- _Work to do_
Could the lines from the start of the data through the line with "flex flex-col overflow-hidden" be set down exactly, with no pictures among them?

- _Data segment_
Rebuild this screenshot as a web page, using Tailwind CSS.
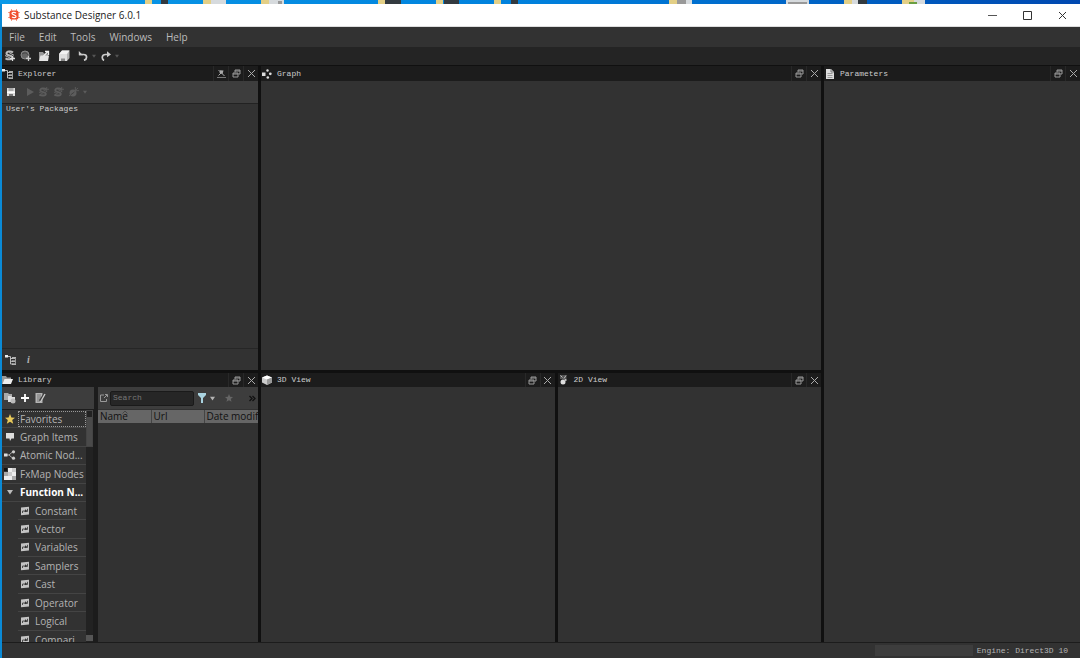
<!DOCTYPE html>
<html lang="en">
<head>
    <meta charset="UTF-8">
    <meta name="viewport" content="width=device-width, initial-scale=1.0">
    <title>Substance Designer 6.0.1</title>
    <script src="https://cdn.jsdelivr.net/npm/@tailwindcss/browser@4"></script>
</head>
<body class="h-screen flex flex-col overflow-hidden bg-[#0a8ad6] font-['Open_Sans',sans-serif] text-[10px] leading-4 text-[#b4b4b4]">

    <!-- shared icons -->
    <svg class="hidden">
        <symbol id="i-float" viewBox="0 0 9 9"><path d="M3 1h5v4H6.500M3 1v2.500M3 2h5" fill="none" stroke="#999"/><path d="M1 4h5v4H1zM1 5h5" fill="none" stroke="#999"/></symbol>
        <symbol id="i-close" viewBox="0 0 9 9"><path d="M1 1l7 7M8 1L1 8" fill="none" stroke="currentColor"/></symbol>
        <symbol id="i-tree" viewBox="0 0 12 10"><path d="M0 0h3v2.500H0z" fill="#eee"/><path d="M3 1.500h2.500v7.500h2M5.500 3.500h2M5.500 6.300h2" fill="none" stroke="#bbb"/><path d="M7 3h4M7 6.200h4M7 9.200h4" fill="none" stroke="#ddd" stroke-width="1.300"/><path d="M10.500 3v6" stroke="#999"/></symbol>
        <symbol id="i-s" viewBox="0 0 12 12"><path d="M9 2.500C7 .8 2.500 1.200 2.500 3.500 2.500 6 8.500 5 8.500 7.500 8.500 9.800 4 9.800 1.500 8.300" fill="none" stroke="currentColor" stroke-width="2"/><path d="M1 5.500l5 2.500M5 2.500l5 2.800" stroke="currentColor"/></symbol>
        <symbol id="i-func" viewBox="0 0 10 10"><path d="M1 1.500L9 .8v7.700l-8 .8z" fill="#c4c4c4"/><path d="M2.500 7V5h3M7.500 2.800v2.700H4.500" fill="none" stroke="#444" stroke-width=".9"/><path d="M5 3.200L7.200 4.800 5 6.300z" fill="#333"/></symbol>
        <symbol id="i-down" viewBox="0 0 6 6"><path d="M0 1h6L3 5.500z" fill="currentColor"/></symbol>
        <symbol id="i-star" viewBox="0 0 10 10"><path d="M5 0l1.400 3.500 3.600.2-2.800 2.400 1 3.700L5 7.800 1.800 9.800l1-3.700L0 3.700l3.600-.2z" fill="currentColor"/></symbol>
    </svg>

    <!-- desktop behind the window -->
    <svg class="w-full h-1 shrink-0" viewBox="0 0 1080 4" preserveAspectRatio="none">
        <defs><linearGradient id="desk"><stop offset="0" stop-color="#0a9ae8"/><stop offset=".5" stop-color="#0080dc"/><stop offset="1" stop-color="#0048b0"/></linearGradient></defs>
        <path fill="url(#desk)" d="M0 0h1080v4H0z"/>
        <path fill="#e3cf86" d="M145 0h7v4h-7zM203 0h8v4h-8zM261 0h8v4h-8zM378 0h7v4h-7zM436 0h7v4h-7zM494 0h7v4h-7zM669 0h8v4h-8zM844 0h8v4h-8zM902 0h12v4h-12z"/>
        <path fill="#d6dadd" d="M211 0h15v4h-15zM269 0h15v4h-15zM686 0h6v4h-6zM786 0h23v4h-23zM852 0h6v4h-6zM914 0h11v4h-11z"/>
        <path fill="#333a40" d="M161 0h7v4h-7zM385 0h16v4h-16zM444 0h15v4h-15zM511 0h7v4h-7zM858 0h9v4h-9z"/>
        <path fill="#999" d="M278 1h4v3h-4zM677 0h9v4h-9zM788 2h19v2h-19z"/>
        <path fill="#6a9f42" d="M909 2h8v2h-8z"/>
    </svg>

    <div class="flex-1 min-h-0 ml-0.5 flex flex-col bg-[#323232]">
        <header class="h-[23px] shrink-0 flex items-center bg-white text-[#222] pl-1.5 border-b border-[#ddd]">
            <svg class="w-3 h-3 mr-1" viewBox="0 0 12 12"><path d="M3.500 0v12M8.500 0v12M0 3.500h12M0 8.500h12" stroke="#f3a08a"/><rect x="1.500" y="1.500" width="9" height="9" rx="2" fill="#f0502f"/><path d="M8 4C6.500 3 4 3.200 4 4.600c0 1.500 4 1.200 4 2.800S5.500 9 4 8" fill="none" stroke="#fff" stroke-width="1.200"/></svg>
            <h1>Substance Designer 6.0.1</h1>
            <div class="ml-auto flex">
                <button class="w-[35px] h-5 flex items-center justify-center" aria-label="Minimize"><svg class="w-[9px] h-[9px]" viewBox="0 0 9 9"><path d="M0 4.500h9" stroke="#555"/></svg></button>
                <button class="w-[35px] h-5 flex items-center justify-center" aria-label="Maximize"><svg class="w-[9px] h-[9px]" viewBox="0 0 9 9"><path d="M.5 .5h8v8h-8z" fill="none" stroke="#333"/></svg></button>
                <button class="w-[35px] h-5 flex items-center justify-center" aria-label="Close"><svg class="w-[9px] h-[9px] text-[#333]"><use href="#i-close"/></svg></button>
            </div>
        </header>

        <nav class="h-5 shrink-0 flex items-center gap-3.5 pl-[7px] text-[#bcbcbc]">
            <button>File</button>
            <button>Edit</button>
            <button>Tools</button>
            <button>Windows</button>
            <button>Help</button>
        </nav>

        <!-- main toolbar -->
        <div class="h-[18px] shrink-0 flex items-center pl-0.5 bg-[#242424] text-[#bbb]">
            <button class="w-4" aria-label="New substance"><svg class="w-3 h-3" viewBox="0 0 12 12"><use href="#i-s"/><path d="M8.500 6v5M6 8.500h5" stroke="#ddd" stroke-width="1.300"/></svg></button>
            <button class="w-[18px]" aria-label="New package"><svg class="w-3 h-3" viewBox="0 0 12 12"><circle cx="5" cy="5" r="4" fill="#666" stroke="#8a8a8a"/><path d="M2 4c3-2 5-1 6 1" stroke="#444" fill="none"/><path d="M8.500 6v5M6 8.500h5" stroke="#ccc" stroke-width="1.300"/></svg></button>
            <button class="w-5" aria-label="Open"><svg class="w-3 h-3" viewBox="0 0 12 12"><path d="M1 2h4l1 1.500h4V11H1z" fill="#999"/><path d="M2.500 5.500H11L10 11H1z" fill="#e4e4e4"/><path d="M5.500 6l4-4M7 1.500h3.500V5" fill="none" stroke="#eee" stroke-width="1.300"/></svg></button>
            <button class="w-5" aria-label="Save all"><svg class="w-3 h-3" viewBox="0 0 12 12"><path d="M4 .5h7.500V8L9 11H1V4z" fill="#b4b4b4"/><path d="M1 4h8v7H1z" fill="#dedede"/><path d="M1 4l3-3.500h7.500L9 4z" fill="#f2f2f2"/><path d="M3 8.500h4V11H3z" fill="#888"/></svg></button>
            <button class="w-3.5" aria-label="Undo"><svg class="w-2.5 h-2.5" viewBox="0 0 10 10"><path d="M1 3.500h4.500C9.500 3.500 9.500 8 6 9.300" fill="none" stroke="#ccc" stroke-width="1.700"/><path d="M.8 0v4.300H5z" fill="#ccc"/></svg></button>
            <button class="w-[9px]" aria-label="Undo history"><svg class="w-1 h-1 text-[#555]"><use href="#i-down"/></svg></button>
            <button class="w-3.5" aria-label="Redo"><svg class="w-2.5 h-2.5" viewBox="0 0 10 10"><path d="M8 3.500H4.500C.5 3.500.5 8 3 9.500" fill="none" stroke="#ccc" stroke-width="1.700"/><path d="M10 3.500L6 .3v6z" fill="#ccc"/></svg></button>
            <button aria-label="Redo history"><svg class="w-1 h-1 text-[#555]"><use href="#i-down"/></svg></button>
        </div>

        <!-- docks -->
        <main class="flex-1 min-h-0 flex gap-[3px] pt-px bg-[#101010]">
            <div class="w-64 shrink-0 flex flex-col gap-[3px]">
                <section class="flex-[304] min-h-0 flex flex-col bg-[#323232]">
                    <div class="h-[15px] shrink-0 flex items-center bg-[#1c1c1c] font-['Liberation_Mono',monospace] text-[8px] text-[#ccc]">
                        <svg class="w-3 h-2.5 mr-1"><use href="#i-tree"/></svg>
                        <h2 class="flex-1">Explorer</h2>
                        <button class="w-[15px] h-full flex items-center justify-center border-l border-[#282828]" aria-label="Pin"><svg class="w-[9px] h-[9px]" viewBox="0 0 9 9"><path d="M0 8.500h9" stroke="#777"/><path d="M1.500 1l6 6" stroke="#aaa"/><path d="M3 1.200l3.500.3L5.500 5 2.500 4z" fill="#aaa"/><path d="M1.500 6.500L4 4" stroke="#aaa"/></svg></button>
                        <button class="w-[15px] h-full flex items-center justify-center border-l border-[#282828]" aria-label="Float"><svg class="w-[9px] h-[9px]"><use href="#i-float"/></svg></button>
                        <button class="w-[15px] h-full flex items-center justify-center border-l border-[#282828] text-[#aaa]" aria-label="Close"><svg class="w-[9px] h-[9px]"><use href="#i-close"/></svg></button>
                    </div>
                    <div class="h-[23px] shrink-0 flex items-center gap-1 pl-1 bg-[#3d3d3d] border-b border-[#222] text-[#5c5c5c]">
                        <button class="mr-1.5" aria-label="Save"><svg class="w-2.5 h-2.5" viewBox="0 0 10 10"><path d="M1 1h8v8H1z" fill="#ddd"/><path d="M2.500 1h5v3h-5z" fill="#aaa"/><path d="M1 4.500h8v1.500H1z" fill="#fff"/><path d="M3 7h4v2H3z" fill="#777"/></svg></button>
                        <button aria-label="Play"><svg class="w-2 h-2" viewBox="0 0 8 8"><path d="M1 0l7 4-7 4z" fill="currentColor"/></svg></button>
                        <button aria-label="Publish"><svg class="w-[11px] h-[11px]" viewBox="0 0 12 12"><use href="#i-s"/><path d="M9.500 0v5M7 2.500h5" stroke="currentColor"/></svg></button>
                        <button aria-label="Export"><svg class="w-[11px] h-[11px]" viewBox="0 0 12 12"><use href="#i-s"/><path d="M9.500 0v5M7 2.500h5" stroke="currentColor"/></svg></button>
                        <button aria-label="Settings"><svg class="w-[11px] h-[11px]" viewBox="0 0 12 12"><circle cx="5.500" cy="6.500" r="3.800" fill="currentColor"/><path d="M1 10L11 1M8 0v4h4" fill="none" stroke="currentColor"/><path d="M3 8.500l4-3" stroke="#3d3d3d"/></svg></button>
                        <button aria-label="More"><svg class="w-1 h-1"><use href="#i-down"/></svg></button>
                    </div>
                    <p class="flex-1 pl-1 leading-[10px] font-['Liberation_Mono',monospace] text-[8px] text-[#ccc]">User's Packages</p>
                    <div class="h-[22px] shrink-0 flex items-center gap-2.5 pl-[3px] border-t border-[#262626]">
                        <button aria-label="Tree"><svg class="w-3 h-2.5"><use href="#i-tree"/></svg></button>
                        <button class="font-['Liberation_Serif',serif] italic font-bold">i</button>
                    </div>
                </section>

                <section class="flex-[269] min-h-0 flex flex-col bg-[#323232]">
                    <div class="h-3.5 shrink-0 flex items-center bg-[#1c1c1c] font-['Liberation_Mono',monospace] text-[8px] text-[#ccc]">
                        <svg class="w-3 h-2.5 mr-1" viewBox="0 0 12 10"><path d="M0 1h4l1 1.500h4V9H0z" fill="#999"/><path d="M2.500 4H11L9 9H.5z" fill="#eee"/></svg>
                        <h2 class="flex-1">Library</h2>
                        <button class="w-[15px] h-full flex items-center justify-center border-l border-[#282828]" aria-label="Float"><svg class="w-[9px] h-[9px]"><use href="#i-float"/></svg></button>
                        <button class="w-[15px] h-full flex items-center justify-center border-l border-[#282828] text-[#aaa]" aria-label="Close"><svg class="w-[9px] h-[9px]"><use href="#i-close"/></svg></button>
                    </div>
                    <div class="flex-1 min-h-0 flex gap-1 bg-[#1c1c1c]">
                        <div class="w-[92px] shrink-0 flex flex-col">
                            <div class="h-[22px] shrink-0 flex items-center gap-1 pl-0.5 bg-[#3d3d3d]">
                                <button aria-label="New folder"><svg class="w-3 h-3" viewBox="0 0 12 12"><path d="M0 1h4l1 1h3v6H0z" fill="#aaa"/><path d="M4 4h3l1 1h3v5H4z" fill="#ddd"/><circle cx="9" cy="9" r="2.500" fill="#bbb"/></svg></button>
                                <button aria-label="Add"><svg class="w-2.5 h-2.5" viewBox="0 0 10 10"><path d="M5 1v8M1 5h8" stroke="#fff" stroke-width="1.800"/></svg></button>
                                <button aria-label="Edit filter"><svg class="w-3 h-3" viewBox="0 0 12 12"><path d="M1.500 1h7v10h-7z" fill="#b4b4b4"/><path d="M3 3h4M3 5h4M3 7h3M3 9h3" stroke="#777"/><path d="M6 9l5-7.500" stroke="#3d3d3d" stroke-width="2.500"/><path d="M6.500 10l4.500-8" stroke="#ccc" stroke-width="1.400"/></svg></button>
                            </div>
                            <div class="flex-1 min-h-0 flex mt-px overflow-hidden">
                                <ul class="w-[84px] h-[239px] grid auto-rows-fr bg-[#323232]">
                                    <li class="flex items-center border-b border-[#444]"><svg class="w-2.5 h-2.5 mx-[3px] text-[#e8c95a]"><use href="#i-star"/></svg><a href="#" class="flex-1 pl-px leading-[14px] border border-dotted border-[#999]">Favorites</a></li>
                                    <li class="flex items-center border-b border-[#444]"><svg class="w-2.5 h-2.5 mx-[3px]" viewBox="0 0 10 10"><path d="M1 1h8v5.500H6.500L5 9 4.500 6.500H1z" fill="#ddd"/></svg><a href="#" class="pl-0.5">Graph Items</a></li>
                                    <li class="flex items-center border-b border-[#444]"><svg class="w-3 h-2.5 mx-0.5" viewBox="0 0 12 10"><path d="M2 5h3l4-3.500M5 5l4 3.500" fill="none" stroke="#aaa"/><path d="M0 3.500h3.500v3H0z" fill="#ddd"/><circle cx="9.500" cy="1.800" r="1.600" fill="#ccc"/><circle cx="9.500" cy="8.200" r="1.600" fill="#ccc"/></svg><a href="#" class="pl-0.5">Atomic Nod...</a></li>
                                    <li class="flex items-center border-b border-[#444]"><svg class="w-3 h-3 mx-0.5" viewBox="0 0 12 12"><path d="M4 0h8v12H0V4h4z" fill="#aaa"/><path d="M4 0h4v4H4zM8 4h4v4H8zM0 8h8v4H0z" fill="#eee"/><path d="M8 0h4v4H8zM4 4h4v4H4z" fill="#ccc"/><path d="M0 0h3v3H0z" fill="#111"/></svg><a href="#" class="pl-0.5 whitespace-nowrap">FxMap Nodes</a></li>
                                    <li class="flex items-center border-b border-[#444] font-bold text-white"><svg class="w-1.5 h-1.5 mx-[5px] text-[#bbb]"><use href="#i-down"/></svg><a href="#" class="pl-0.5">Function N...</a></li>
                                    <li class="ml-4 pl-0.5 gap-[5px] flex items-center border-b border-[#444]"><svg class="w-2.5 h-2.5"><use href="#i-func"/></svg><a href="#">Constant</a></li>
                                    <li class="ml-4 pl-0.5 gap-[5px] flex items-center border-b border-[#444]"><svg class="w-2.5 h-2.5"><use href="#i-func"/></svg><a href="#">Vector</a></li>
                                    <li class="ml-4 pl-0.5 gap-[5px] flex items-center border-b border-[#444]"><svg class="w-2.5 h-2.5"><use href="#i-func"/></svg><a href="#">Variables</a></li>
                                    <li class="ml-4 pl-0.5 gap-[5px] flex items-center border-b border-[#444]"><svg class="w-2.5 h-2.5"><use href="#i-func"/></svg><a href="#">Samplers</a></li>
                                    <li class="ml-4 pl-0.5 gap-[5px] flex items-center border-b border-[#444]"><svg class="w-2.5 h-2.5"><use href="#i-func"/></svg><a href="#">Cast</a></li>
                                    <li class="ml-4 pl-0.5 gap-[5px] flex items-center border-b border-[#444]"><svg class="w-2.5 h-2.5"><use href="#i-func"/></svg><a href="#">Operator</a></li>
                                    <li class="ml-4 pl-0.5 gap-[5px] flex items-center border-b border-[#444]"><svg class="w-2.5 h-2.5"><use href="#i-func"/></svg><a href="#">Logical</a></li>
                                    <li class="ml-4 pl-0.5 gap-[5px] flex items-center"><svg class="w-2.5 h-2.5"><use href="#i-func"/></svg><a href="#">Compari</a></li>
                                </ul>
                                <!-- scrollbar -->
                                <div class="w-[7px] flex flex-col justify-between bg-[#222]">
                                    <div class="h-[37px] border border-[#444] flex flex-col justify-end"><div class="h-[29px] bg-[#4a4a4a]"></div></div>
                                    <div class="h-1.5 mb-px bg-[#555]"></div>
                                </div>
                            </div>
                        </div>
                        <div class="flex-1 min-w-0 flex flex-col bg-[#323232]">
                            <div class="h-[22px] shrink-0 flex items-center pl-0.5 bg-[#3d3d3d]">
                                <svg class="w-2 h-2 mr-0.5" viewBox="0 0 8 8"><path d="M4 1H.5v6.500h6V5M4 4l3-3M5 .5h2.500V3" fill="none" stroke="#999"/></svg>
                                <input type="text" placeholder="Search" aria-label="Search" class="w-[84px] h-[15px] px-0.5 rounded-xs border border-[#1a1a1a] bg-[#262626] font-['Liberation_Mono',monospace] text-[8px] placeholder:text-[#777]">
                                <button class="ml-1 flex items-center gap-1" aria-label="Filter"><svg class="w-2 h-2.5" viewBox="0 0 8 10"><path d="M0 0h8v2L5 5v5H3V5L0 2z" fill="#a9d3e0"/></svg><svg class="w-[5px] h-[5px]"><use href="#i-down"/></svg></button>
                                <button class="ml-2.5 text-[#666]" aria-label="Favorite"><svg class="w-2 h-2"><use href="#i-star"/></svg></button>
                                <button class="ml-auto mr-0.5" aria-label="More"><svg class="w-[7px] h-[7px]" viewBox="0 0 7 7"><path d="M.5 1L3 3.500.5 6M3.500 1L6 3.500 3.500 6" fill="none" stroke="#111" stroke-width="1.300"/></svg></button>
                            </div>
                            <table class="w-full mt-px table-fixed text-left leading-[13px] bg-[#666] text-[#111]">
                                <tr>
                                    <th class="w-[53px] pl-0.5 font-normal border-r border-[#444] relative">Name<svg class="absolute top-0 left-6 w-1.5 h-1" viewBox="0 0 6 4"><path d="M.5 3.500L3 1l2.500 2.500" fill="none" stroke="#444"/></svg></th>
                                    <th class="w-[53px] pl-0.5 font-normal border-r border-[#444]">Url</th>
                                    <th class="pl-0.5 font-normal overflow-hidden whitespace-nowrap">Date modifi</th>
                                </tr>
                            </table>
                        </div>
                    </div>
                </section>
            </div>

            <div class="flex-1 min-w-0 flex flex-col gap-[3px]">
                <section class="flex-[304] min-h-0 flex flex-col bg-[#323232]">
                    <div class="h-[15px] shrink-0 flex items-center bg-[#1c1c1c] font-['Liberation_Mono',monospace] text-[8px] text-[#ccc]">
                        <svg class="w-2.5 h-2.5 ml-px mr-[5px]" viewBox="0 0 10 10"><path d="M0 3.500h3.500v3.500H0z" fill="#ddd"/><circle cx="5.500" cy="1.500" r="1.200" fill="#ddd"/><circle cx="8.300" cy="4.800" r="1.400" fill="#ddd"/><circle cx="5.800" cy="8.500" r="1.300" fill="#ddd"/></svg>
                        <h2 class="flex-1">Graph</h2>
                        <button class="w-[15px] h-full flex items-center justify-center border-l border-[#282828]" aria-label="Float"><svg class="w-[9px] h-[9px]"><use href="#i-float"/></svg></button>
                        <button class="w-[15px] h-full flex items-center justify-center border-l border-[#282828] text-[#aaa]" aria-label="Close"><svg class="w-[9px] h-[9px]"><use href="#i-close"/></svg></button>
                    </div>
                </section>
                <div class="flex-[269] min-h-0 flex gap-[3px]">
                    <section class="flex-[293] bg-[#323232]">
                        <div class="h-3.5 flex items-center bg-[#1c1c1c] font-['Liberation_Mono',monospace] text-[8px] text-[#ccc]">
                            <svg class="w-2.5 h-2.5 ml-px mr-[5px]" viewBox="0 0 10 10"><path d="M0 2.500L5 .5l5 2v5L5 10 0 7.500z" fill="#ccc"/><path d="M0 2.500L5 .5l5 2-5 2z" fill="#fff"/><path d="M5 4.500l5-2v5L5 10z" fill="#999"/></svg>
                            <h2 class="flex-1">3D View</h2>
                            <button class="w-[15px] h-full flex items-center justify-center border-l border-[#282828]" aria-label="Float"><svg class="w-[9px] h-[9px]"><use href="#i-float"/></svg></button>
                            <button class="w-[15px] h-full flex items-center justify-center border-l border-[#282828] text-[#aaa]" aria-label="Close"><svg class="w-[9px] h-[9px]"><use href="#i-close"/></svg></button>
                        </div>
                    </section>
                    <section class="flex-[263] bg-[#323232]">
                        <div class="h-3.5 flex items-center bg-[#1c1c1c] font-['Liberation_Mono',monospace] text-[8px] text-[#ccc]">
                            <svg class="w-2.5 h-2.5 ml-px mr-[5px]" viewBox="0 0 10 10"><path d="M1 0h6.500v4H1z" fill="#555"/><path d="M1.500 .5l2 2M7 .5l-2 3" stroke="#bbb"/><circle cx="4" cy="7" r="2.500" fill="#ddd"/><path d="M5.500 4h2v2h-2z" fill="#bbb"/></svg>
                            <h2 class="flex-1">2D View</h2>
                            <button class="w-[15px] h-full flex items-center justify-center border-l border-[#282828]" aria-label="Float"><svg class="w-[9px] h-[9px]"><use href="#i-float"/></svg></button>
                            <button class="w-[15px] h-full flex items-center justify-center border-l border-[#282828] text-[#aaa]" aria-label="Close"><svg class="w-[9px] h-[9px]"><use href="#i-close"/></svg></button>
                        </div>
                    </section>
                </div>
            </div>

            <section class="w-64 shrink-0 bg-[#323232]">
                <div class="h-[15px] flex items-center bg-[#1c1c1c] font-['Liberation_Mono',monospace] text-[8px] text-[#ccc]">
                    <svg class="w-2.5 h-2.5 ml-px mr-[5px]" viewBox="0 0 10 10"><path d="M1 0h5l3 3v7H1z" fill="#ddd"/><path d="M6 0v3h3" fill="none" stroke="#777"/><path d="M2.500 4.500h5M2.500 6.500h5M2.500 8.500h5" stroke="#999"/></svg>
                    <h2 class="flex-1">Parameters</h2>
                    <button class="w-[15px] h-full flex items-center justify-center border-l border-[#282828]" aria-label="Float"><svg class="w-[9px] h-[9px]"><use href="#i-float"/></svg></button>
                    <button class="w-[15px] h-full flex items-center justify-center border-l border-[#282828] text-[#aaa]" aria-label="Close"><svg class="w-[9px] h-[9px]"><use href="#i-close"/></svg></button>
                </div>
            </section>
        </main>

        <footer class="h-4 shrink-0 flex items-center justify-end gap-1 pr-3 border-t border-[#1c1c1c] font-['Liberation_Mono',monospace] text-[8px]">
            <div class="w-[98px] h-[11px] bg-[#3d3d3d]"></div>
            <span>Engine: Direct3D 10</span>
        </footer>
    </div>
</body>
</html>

- _Solution for this exercise_
Rebuild this screenshot as a web page, using Tailwind CSS.
<!DOCTYPE html>
<html lang="en">
<head>
    <meta charset="UTF-8">
    <meta name="viewport" content="width=device-width, initial-scale=1.0">
    <title>Substance Designer 6.0.1</title>
    <script src="https://cdn.jsdelivr.net/npm/@tailwindcss/browser@4"></script>
</head>
<body class="h-screen flex flex-col overflow-hidden bg-[#0a8ad6] font-['Open_Sans',sans-serif] text-[10px] leading-4 text-[#b4b4b4]">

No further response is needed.